** START OF Raw data **

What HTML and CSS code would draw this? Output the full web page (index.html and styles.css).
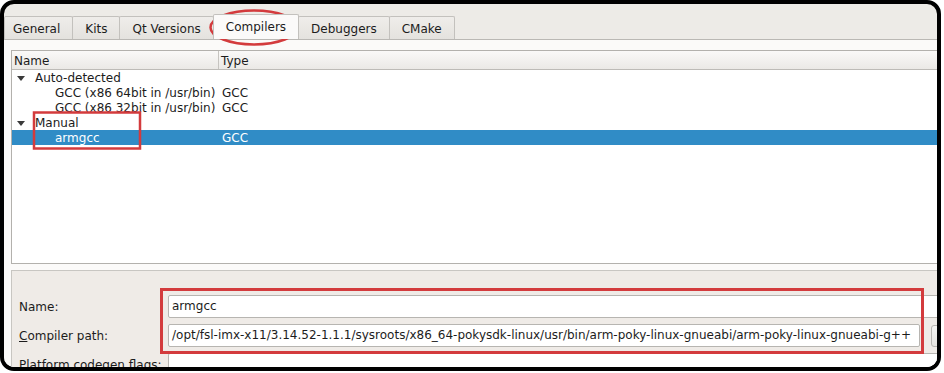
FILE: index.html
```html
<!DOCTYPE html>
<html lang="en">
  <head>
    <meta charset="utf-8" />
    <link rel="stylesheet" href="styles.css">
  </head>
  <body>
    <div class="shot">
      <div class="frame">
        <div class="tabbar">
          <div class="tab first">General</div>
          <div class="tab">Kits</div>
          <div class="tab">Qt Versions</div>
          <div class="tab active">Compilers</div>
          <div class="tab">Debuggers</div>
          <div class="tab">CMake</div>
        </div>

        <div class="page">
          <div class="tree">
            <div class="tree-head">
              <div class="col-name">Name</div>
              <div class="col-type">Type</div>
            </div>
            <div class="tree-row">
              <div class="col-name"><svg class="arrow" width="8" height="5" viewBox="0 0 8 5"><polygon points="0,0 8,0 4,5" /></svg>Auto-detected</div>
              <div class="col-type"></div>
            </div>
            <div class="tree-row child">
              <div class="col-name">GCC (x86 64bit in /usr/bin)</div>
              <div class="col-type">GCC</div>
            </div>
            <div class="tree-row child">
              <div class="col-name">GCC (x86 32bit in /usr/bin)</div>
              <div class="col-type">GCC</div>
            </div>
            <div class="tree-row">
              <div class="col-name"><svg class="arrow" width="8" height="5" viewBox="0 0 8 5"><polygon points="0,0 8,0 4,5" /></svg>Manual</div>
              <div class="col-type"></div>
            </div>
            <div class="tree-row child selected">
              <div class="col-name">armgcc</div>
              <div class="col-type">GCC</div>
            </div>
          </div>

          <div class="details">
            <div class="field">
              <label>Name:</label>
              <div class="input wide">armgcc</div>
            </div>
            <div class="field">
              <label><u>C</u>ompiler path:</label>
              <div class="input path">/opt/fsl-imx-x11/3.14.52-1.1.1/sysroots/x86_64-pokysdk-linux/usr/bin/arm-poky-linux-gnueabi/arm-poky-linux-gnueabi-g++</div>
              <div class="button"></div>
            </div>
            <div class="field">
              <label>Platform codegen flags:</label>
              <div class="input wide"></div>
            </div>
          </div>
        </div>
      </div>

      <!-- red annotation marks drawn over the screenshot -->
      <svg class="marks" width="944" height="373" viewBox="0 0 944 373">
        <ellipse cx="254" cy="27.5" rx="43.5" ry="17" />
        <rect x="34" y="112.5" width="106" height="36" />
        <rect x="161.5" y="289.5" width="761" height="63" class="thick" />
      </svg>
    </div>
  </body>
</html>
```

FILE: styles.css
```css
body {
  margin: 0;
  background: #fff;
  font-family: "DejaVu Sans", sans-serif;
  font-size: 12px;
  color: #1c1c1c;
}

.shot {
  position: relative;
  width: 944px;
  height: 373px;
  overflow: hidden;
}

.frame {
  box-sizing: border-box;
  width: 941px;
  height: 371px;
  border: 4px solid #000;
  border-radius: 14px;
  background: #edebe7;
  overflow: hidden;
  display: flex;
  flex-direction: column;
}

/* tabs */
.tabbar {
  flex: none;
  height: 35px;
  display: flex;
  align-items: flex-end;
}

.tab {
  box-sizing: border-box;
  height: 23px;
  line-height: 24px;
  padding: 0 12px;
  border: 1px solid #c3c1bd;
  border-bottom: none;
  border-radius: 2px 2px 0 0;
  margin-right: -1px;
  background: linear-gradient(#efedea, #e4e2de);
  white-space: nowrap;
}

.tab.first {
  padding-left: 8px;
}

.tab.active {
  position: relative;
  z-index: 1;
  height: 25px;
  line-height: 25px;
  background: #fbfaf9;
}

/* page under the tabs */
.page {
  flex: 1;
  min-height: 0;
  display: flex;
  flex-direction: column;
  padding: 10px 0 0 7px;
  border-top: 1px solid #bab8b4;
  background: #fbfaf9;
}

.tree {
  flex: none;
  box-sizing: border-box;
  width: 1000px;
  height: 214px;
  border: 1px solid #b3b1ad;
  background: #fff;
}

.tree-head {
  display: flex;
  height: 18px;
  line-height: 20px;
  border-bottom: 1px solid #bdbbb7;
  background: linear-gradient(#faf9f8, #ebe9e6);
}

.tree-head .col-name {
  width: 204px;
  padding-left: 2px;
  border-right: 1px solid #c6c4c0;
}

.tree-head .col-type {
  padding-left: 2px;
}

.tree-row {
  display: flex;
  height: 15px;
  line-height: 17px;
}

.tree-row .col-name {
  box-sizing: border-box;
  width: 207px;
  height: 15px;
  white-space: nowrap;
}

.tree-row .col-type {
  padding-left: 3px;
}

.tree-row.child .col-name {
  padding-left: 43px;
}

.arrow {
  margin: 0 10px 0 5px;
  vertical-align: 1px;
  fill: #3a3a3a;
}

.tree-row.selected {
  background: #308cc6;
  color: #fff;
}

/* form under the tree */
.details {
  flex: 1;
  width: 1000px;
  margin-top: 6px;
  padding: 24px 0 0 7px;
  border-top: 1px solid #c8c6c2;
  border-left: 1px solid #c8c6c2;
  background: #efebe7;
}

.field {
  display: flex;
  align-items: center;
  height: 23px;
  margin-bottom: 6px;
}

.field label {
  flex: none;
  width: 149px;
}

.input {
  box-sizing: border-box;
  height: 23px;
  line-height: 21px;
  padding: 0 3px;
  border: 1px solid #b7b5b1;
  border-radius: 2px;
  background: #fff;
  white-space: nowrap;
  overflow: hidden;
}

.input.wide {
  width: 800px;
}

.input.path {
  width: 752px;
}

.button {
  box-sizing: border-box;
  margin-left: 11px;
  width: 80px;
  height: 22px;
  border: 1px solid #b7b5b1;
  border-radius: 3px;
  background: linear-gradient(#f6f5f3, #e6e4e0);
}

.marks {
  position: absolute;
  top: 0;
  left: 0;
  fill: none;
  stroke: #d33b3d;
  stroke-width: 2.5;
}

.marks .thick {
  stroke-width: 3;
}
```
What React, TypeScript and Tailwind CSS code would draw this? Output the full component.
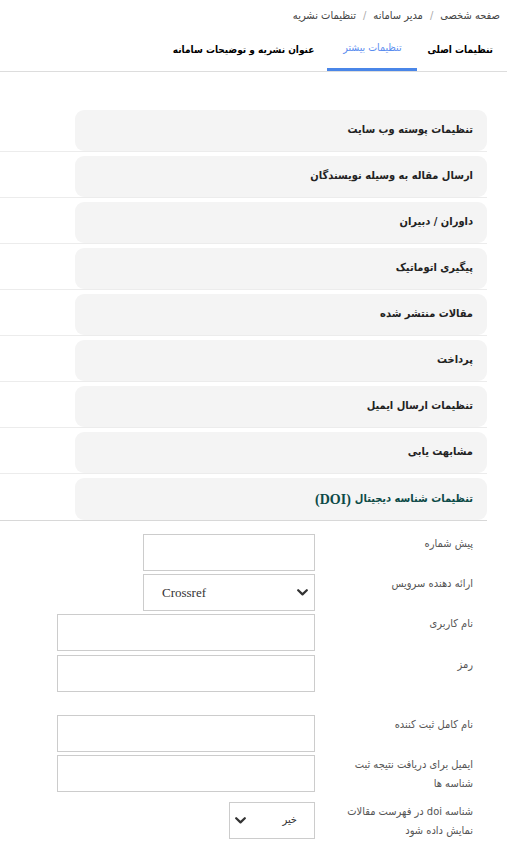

** END OF Raw data **

What to produce:
Restate each entry word for word, please, but drop any images it holds.

Response to this exercise:
What HTML and CSS code would draw this? Output the full web page (index.html and styles.css).
FILE: index.html
```html
<!DOCTYPE html>
<html lang="en">
  <head>
    <meta charset="utf-8" />
    <link rel="stylesheet" href="styles.css">
  </head>
  <body>
    <div class="shot">
      <div class="frame">
        <div class="tabbar">
          <div class="tab first">General</div>
          <div class="tab">Kits</div>
          <div class="tab">Qt Versions</div>
          <div class="tab active">Compilers</div>
          <div class="tab">Debuggers</div>
          <div class="tab">CMake</div>
        </div>

        <div class="page">
          <div class="tree">
            <div class="tree-head">
              <div class="col-name">Name</div>
              <div class="col-type">Type</div>
            </div>
            <div class="tree-row">
              <div class="col-name"><svg class="arrow" width="8" height="5" viewBox="0 0 8 5"><polygon points="0,0 8,0 4,5" /></svg>Auto-detected</div>
              <div class="col-type"></div>
            </div>
            <div class="tree-row child">
              <div class="col-name">GCC (x86 64bit in /usr/bin)</div>
              <div class="col-type">GCC</div>
            </div>
            <div class="tree-row child">
              <div class="col-name">GCC (x86 32bit in /usr/bin)</div>
              <div class="col-type">GCC</div>
            </div>
            <div class="tree-row">
              <div class="col-name"><svg class="arrow" width="8" height="5" viewBox="0 0 8 5"><polygon points="0,0 8,0 4,5" /></svg>Manual</div>
              <div class="col-type"></div>
            </div>
            <div class="tree-row child selected">
              <div class="col-name">armgcc</div>
              <div class="col-type">GCC</div>
            </div>
          </div>

          <div class="details">
            <div class="field">
              <label>Name:</label>
              <div class="input wide">armgcc</div>
            </div>
            <div class="field">
              <label><u>C</u>ompiler path:</label>
              <div class="input path">/opt/fsl-imx-x11/3.14.52-1.1.1/sysroots/x86_64-pokysdk-linux/usr/bin/arm-poky-linux-gnueabi/arm-poky-linux-gnueabi-g++</div>
              <div class="button"></div>
            </div>
            <div class="field">
              <label>Platform codegen flags:</label>
              <div class="input wide"></div>
            </div>
          </div>
        </div>
      </div>

      <!-- red annotation marks drawn over the screenshot -->
      <svg class="marks" width="944" height="373" viewBox="0 0 944 373">
        <ellipse cx="254" cy="27.5" rx="43.5" ry="17" />
        <rect x="34" y="112.5" width="106" height="36" />
        <rect x="161.5" y="289.5" width="761" height="63" class="thick" />
      </svg>
    </div>
  </body>
</html>
```

FILE: styles.css
```css
body {
  margin: 0;
  background: #fff;
  font-family: "DejaVu Sans", sans-serif;
  font-size: 12px;
  color: #1c1c1c;
}

.shot {
  position: relative;
  width: 944px;
  height: 373px;
  overflow: hidden;
}

.frame {
  box-sizing: border-box;
  width: 941px;
  height: 371px;
  border: 4px solid #000;
  border-radius: 14px;
  background: #edebe7;
  overflow: hidden;
  display: flex;
  flex-direction: column;
}

/* tabs */
.tabbar {
  flex: none;
  height: 35px;
  display: flex;
  align-items: flex-end;
}

.tab {
  box-sizing: border-box;
  height: 23px;
  line-height: 24px;
  padding: 0 12px;
  border: 1px solid #c3c1bd;
  border-bottom: none;
  border-radius: 2px 2px 0 0;
  margin-right: -1px;
  background: linear-gradient(#efedea, #e4e2de);
  white-space: nowrap;
}

.tab.first {
  padding-left: 8px;
}

.tab.active {
  position: relative;
  z-index: 1;
  height: 25px;
  line-height: 25px;
  background: #fbfaf9;
}

/* page under the tabs */
.page {
  flex: 1;
  min-height: 0;
  display: flex;
  flex-direction: column;
  padding: 10px 0 0 7px;
  border-top: 1px solid #bab8b4;
  background: #fbfaf9;
}

.tree {
  flex: none;
  box-sizing: border-box;
  width: 1000px;
  height: 214px;
  border: 1px solid #b3b1ad;
  background: #fff;
}

.tree-head {
  display: flex;
  height: 18px;
  line-height: 20px;
  border-bottom: 1px solid #bdbbb7;
  background: linear-gradient(#faf9f8, #ebe9e6);
}

.tree-head .col-name {
  width: 204px;
  padding-left: 2px;
  border-right: 1px solid #c6c4c0;
}

.tree-head .col-type {
  padding-left: 2px;
}

.tree-row {
  display: flex;
  height: 15px;
  line-height: 17px;
}

.tree-row .col-name {
  box-sizing: border-box;
  width: 207px;
  height: 15px;
  white-space: nowrap;
}

.tree-row .col-type {
  padding-left: 3px;
}

.tree-row.child .col-name {
  padding-left: 43px;
}

.arrow {
  margin: 0 10px 0 5px;
  vertical-align: 1px;
  fill: #3a3a3a;
}

.tree-row.selected {
  background: #308cc6;
  color: #fff;
}

/* form under the tree */
.details {
  flex: 1;
  width: 1000px;
  margin-top: 6px;
  padding: 24px 0 0 7px;
  border-top: 1px solid #c8c6c2;
  border-left: 1px solid #c8c6c2;
  background: #efebe7;
}

.field {
  display: flex;
  align-items: center;
  height: 23px;
  margin-bottom: 6px;
}

.field label {
  flex: none;
  width: 149px;
}

.input {
  box-sizing: border-box;
  height: 23px;
  line-height: 21px;
  padding: 0 3px;
  border: 1px solid #b7b5b1;
  border-radius: 2px;
  background: #fff;
  white-space: nowrap;
  overflow: hidden;
}

.input.wide {
  width: 800px;
}

.input.path {
  width: 752px;
}

.button {
  box-sizing: border-box;
  margin-left: 11px;
  width: 80px;
  height: 22px;
  border: 1px solid #b7b5b1;
  border-radius: 3px;
  background: linear-gradient(#f6f5f3, #e6e4e0);
}

.marks {
  position: absolute;
  top: 0;
  left: 0;
  fill: none;
  stroke: #d33b3d;
  stroke-width: 2.5;
}

.marks .thick {
  stroke-width: 3;
}
```
What React, TypeScript and Tailwind CSS code would draw this? Output the full component.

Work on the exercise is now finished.